The messaging app Telegram, boasting 150 million users worldwide, is reportedly planning to launch its own cryptocurrency with a $5-billion ICO in March 2018. The ultimate goal is to build a blockchain payment system that can rival Visa and Mastercard.

  • — Telegram owner Pavel Durov was the founder of Russia’s largest social network Vkontakte, which now has 97 million monthly users.

  • — In 2014, Durov sold Vkontakte and left Russia to found Telegram, an encrypted messaging app which has made a name for itself by refusing to hand over user data to government agencies.

  • — In Russia, Telegram has been under constant threat of being shut down for refusing to cooperate with the authorities. Telegram is also the most popular messaging app in Iran with 40 million users. It was blocked after mass protests erupted in the country in December 2017, but most users continued using the app through VPN.

Why the world should care:

Telegram is arguably the most successful internationally recognized product of Russian origin in the world right now. Its reputation as a secure app with a zero-tolerance policy towards government demands could now help promote it as a secure payment system. 

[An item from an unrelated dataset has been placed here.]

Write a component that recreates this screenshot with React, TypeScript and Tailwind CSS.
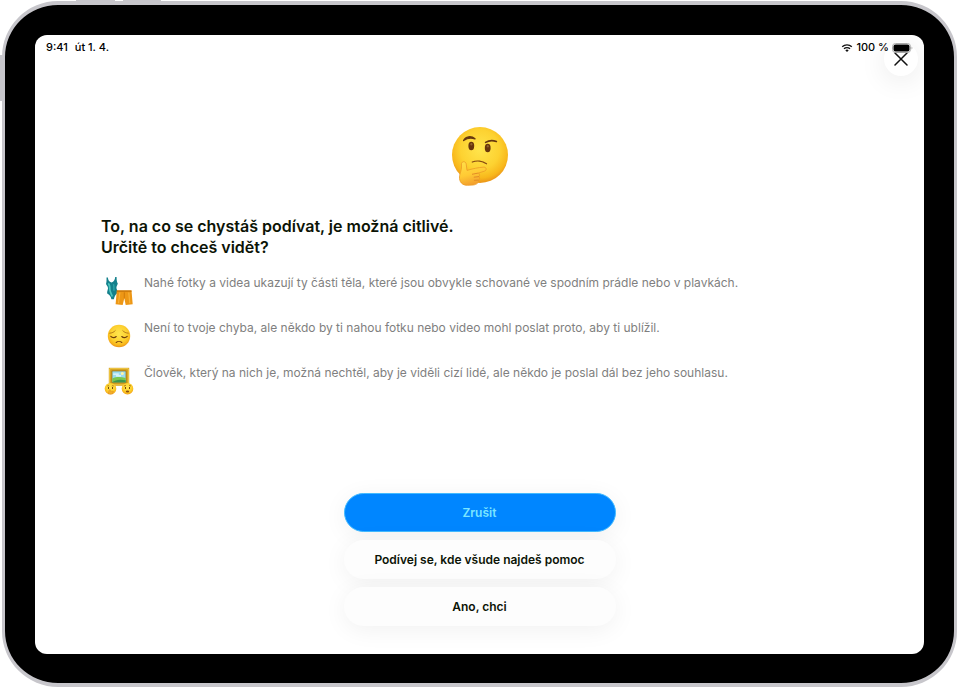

In Russia Telegram has become a distribution channel for a variety of media, including those who support and oppose the Kremlin. According to Durov, the app has about 10 million users in Russia, rivaling Facebook’s share in Russia (15 million monthly users), and it is widely used among Russia’s business and political elite.

3. How a fortnight of New Year’s holidays hurts the Russian economy

What happened:

Russia is still waking up from its long New Year celebration. The official holiday is at least 10 days long — this year, from Dec. 29 to Jan. 9. In fact, the entire country stops its normal working schedule from about Dec. 20 to Jan. 15.

Western-oriented Russians love speculating about the economic damage the long holidays cause. Every year, FBK consulting estimates the negative economic impact of the break at around 1.5 percent of GDP.

The solution, it might seem, would be for Russia to just cancel the holidays to boost the economy. But the figures say that the main problem is not the long break itself. On average, Russians rank among the world’s top-5 for hours spent at work. It is their low labor productivity that sends these hours into the trash can.